Search the material for the string "React", then report how many lines hold it, with no other text.

## RECORDED DATA
┏━━

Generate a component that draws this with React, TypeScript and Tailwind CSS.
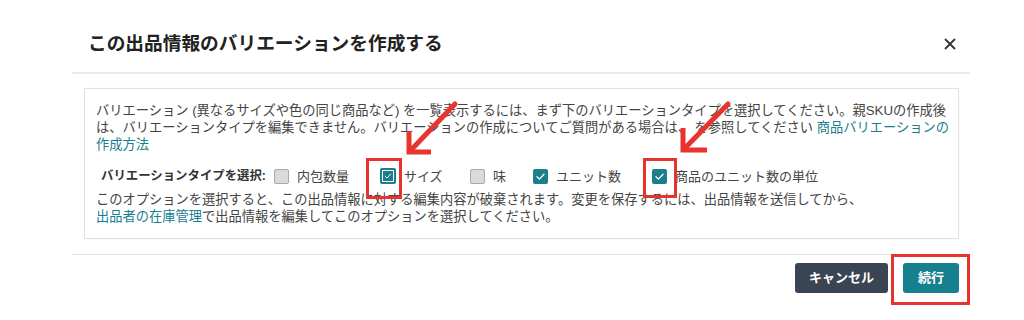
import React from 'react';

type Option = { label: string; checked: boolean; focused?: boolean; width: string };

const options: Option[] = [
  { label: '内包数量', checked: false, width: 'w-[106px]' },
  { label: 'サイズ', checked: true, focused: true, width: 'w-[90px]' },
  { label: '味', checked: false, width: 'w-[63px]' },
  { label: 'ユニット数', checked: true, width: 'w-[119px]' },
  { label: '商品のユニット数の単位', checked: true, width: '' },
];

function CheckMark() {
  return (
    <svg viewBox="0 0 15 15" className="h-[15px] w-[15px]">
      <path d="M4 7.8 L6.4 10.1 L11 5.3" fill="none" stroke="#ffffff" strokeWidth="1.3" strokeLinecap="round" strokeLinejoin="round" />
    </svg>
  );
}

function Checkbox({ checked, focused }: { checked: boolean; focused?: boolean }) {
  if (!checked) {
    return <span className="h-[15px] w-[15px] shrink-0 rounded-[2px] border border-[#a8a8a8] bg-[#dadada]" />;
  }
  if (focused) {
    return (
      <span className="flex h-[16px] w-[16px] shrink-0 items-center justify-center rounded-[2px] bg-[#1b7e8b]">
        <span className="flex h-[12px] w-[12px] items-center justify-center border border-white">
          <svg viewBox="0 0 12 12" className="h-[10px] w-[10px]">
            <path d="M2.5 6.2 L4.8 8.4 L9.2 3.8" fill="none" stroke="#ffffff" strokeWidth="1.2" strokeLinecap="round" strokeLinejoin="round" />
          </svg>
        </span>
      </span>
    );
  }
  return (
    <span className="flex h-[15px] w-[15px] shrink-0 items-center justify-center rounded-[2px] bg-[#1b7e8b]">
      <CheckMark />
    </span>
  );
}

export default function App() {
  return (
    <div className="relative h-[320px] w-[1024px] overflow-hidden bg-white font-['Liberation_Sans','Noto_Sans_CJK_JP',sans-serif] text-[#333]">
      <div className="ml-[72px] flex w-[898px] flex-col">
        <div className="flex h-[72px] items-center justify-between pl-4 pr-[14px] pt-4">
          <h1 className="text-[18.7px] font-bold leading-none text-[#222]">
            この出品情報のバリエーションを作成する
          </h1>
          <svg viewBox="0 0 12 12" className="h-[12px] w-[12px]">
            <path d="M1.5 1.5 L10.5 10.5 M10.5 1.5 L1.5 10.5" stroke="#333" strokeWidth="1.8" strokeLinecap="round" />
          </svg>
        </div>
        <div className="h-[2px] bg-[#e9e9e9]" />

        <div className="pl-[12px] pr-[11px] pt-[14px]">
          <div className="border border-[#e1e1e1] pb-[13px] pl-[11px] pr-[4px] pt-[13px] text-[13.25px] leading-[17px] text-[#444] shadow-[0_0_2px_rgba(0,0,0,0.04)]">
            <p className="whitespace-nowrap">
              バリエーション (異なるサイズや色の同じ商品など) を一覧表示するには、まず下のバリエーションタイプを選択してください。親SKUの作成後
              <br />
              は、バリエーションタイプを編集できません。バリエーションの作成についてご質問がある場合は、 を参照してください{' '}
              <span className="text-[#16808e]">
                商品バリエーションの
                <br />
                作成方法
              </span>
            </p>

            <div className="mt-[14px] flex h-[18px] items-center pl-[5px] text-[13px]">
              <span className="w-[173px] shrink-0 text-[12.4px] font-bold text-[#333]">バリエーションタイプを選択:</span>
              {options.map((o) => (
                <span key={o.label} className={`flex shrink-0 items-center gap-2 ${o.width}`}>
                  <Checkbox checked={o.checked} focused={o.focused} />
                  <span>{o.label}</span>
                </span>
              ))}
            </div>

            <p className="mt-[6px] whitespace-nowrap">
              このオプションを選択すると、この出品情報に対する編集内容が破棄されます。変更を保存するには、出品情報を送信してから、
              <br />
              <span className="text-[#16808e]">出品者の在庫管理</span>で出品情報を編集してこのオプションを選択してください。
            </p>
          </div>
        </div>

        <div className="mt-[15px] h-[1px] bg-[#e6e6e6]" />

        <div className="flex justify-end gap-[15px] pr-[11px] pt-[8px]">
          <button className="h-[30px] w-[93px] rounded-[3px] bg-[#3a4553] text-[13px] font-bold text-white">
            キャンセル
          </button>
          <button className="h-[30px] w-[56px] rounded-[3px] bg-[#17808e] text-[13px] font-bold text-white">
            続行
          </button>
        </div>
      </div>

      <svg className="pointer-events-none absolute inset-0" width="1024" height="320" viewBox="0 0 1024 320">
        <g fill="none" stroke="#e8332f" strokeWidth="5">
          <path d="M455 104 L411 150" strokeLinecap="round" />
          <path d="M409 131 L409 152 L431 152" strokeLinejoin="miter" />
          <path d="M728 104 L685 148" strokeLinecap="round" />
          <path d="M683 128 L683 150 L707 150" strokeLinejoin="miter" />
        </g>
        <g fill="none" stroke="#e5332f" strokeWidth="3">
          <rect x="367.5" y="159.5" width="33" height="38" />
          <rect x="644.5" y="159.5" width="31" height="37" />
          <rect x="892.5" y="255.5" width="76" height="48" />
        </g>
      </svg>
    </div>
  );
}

┗━━

## CORRECT OUTPUT
2